2013年04月20日 | イノベーション
 文部科学省傘下の科学技術振興機構(JST)は戦略的創造研究推進事業の「CREST」「さきがけ」という研究制度で、今年度から始める新研究領域として8研究テーマを選び、その研究テーマ向けに研究提案を20013年4月18日から公募し始めました。

 以上のことは、大学や公的研究機関などの勤務する研究者(教員)の方には簡単に理解できることですが、一般の方にはそう簡単には理解できないものです。

 科学技術振興機構が推進している戦略的創造研究推進事業は、大別すると3つのやり方を持っていますが、その中の「CREST」「さきがけ」は、将来日本などの各国が必要とするだろう基礎研究テーマを、科学技術振興機構が議論の基に推測し、重要な基礎研究テーマを決めます。これによって、その基礎研究テーマ分野に研究者を集め、当該分野の研究を活性化します。

 その基礎研究テーマの推進リーダーを務める研究総括や副研究総括を務める研究者を決め、当該“大”研究テーマごとに、それを実現する具体的な研究テーマを公募します。逆にいえば、その大研究テーマに対して、各大学や各公的研究機関の研究員は自分なりの研究テーマを提案します。採用されれば、研究費が支給させるので、みんな真剣です。

 例えば今回、グリーンイノベーション領域では、「再生可能エネルギーからのエネルギーキャリアの製造とその利用のための革新的基盤研究の創出」という大研究テーマは「再生可能エネルギーを化学エネルギーの貯蔵・輸送の担体となるエネルギーキャリアに効率的に変換し…」と、大学や公的研究機関の研究者向けに内容が説明されています(おそらく一般の方にはよく分からない文章です)。これを読んで、主に日本の大学や公的研究機関などの研究者は研究提案書を書いて応募します。
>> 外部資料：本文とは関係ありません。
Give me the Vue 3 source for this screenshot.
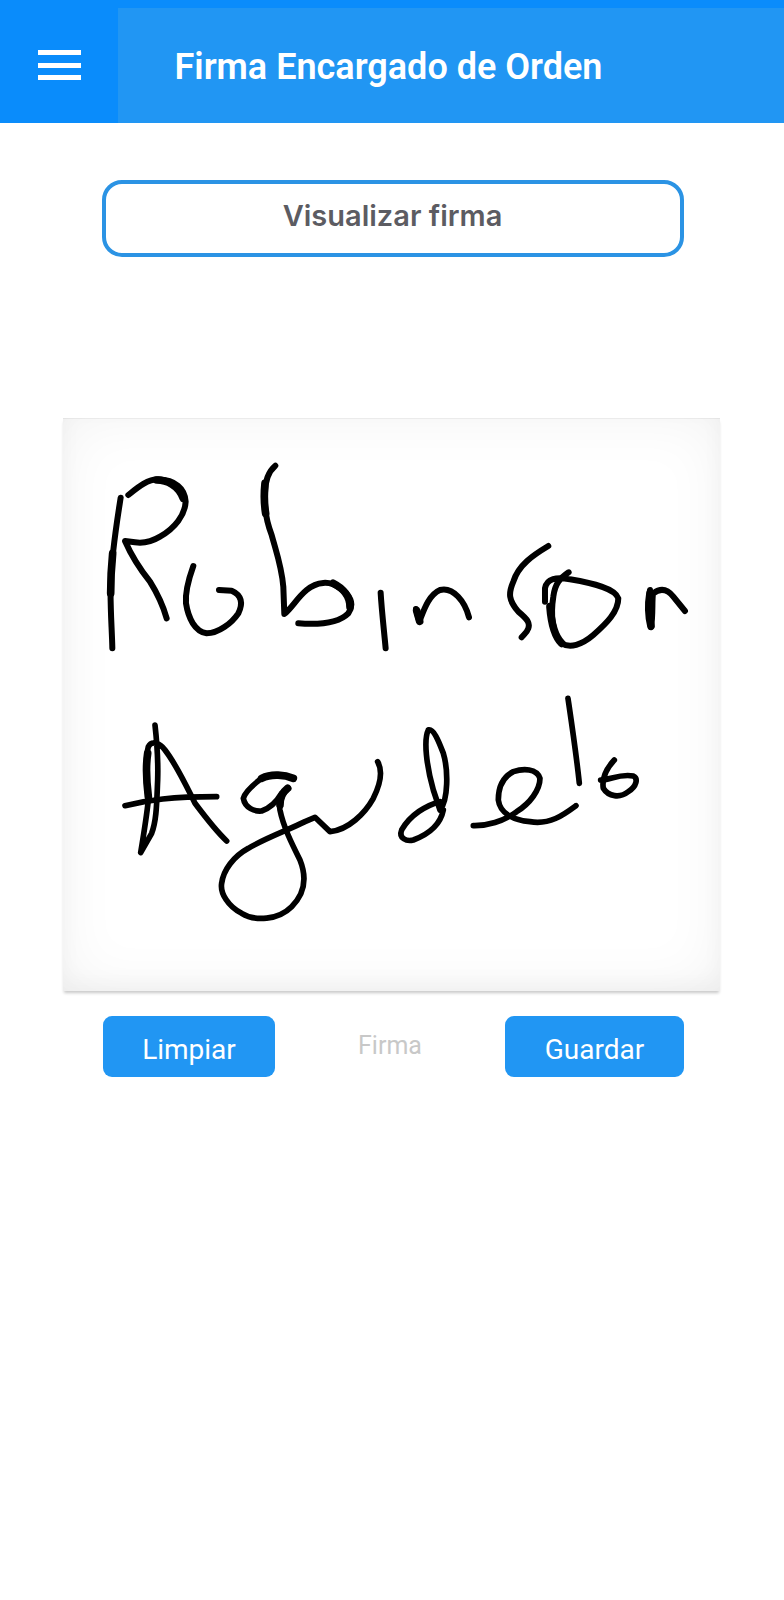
<script setup>
const groups = [
  { t: 'translate(100 460) scale(.3333)', w: 18, accents: [
    'M38 280C34 320 32 350 32 400',
    'M495 70C492 100 492 130 497 160',
    'M170 60C200 60 235 75 250 115',
    'M700 370C730 385 750 410 750 440'
  ], paths: [
    'M62 113C50 190 35 280 32 370C30 440 36 510 37 565',
    'M85 105C110 85 140 58 175 58C225 60 255 85 257 125C255 165 225 205 180 230C155 245 125 250 105 247L75 243C100 300 130 340 150 365C175 405 190 440 200 475',
    'M280 318C265 360 255 395 258 430C265 475 285 515 320 520C355 520 395 490 415 460C430 430 425 405 395 392L357 390',
    'M526 17C505 35 495 60 495 100C492 140 498 180 515 225C530 280 545 320 550 380L553 462C575 445 590 415 620 390C650 365 690 360 720 385C750 405 765 430 745 460C715 490 660 495 595 490',
    'M842 398C845 450 852 510 857 565'
  ]},
  { t: 'translate(390 540) scale(.3333)', w: 18, accents: [
    'M80 212L89 244',
    'M780 160C775 190 775 225 783 258',
    'M480 200C483 240 490 285 515 310'
  ], paths: [
    'M78 207L88 245C100 215 115 165 150 150C190 140 225 185 237 232',
    'M475 18C430 45 385 75 370 125C355 160 355 180 385 215C415 240 420 250 415 265C410 280 400 285 395 292',
    'M536 97C510 115 495 130 490 170C482 220 485 280 515 310C540 325 575 315 610 285C650 250 685 215 685 175C675 145 610 130 540 118C500 110 470 115 465 145L465 185',
    'M780 150C775 190 775 225 783 262C790 230 785 170 790 160C810 145 830 145 850 170L885 213'
  ]},
  { t: 'translate(115 710) scale(.3333)', w: 17, accents: [
    'M98 130C92 170 95 220 100 260',
    'M518 235C505 245 495 260 495 285',
    'M440 205C470 190 510 195 535 205'
  ], paths: [
    'M120 45C125 90 130 150 128 210C125 280 125 330 110 370L77 428C85 380 95 320 100 270C95 220 90 150 100 110C110 90 135 100 150 120C185 165 215 230 240 280C270 320 305 365 335 393',
    'M30 287C100 270 170 260 305 260',
    'M537 205C510 195 470 190 440 205C420 220 390 245 385 265C390 295 420 305 440 303C465 295 485 275 500 250L520 235C505 250 490 265 495 300C505 350 530 400 555 450C575 500 570 550 530 590C490 630 420 635 380 610C340 590 315 550 320 520C325 480 355 440 400 415C450 385 520 360 570 335L600 322L645 365C700 360 750 310 775 265C795 225 805 185 788 155'
  ]},
  { t: 'translate(370 690) scale(.3333)', w: 17, accents: [], paths: [
    'M175 120C160 150 170 230 190 300L210 360C235 330 235 240 220 190C205 150 190 115 175 120',
    'M210 335C170 345 120 375 95 420C85 445 110 455 130 450C170 435 210 410 220 360',
    'M310 407C350 408 400 395 440 365C480 340 510 300 510 265C500 235 460 235 430 245C400 260 385 290 385 330C390 370 430 390 480 395C540 405 580 375 618 347',
    'M594 25C605 100 620 200 628 280',
    'M733 210C710 235 695 265 700 295C715 320 750 325 775 305C800 290 805 265 790 258C750 250 720 270 692 270'
  ]}
]
</script>

<template>
  <div class="page">
    <header class="top">
      <div class="menu">
        <span class="bar"></span>
        <span class="bar"></span>
        <span class="bar"></span>
      </div>
      <div class="titlebar">
        <h1 class="title">Firma Encargado de Orden</h1>
      </div>
    </header>

    <button class="view">Visualizar firma</button>

    <div class="pad">
      <svg class="sig" viewBox="63 418 657 573" xmlns="http://www.w3.org/2000/svg">
        <g v-for="(g, i) in groups" :key="i" :transform="g.t" :stroke-width="g.w">
          <path v-for="(d, j) in g.paths" :key="j" :d="d" class="stroke" />
          <path v-for="(d, j) in g.accents" :key="'a' + j" :d="d" class="stroke accent" />
        </g>
      </svg>
    </div>

    <div class="actions">
      <button class="act limpiar">Limpiar</button>
      <span class="label">Firma</span>
      <button class="act guardar">Guardar</button>
    </div>
  </div>
</template>

<style>
html, body { margin: 0; background: #fff; }
</style>

<style scoped>
.page {
  width: 784px;
  height: 1600px;
  background: #fff;
  font-family: Roboto, "Liberation Sans", sans-serif;
  overflow: hidden;
}
.top {
  display: flex;
  height: 123px;
  background: #0a8cfb;
}
.menu {
  width: 117.5px;
  flex: none;
  box-sizing: border-box;
  padding: 50px 37px 0 37.5px;
  display: flex;
  flex-direction: column;
  gap: 7.5px;
}
.bar {
  display: block;
  height: 5px;
  background: #fff;
}
.titlebar {
  flex: 1;
  margin-top: 8px;
  background: #2196f3;
  display: flex;
  align-items: center;
  padding: 2px 0 0 57px;
}
.title {
  margin: 0;
  font-size: 36px;
  line-height: 40px;
  font-weight: 600;
  color: #fff;
  white-space: nowrap;
}
.view {
  display: block;
  box-sizing: border-box;
  width: 582px;
  height: 77px;
  margin: 57px 0 0 101.5px;
  border: 4px solid #2b93e4;
  border-radius: 20px;
  background: #fff;
  color: #5c5c62;
  font-family: Inter, "Open Sans", sans-serif;
  font-size: 29px;
  font-weight: 600;
  padding: 0 0 7px;
}
.pad {
  width: 657px;
  height: 573px;
  margin: 161px 0 0 63px;
  background: #fff;
  box-shadow: inset 0 0 60px rgba(0, 0, 0, 0.05), inset 0 -8px 20px rgba(0, 0, 0, 0.04), inset 0 1px 0 rgba(0, 0, 0, 0.05), 0 3px 3px -1px rgba(0, 0, 0, 0.22);
}
.sig {
  display: block;
  width: 100%;
  height: 100%;
}
.stroke {
  fill: none;
  stroke: #000;
  stroke-linecap: round;
  stroke-linejoin: round;
}
.accent {
  stroke-width: 23;
}
.actions {
  display: flex;
  align-items: flex-start;
  margin: 25px 0 0 103px;
}
.act {
  height: 61px;
  border: 0;
  border-radius: 9px;
  background: #2196f3;
  color: #fff;
  font-family: Roboto, "Liberation Sans", sans-serif;
  font-size: 28px;
  padding: 6px 0 0;
}
.limpiar { width: 172px; }
.guardar { width: 179px; }
.label {
  width: 230px;
  text-align: center;
  margin-top: 15px;
  color: #c8c8c8;
  font-size: 25px;
  line-height: 30px;
}
</style>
 各大テーマの研究総括や副研究総括は、応募してきた大学や公的研究機関などの研究者を選びます。選ばれた大学や公的研究機関などの研究者には研究費が支給されます。大学や公的研究機関などの研究者にとっては、この研究費が当たるかどうは大きな課題です。「CREST」は大テーマごとに1年間に3000万円から1億円が、「さきがけ」は1年間に1000万円程度がそれぞれ支給され、合格した大学や公的研究機関などの研究者に分配されます。

 今回「CREST」「さきがけ」に採択された大テーマでは、両方にまたがる複合領域として「ビッグデータ統合利活用のための次世代基盤技術の創出・体系化」が注目されます。研究統括は国立情報学研究所所長の喜連川優さんです。





 同時に「CREST」として「分野を超えたビッグデータ利活用により新たな知識や洞察を得るための革新的な情報技術およびそれらを支える数理的手法の創出・高度化・体系化」という大テーマも推進されます。この研究総括は北海道大学大学院情報科学研究科特任教授の田中譲さんが務めます。

 最近は、社会にあるビックデータを利用したビジネスを始める企業が増えました。各ビックデータに隠れている革新的な知見や価値を抽出する、次世代アプリケーション技術を創出することを目指すそうです。遺伝子と疾患の関係の解明や海洋資源の探索、インフラの故障予測などに活用され、新しい価値をつくり出すそうです。

 科学技術振興機構が選び出した大テーマ分野に、日本の大学や公的研究機関の研究者が集結し、将来の基盤技術を築く計画です。現在、京都大学でiPS細胞を研究する山中伸哉さんも、こうして選ばれて研究費が支給され、最初はマウスでiPS細胞を可能にした研究者です。この当時は准教授で若い研究者でした。

 第二、第三の山中さんが次々と現れることを願っています。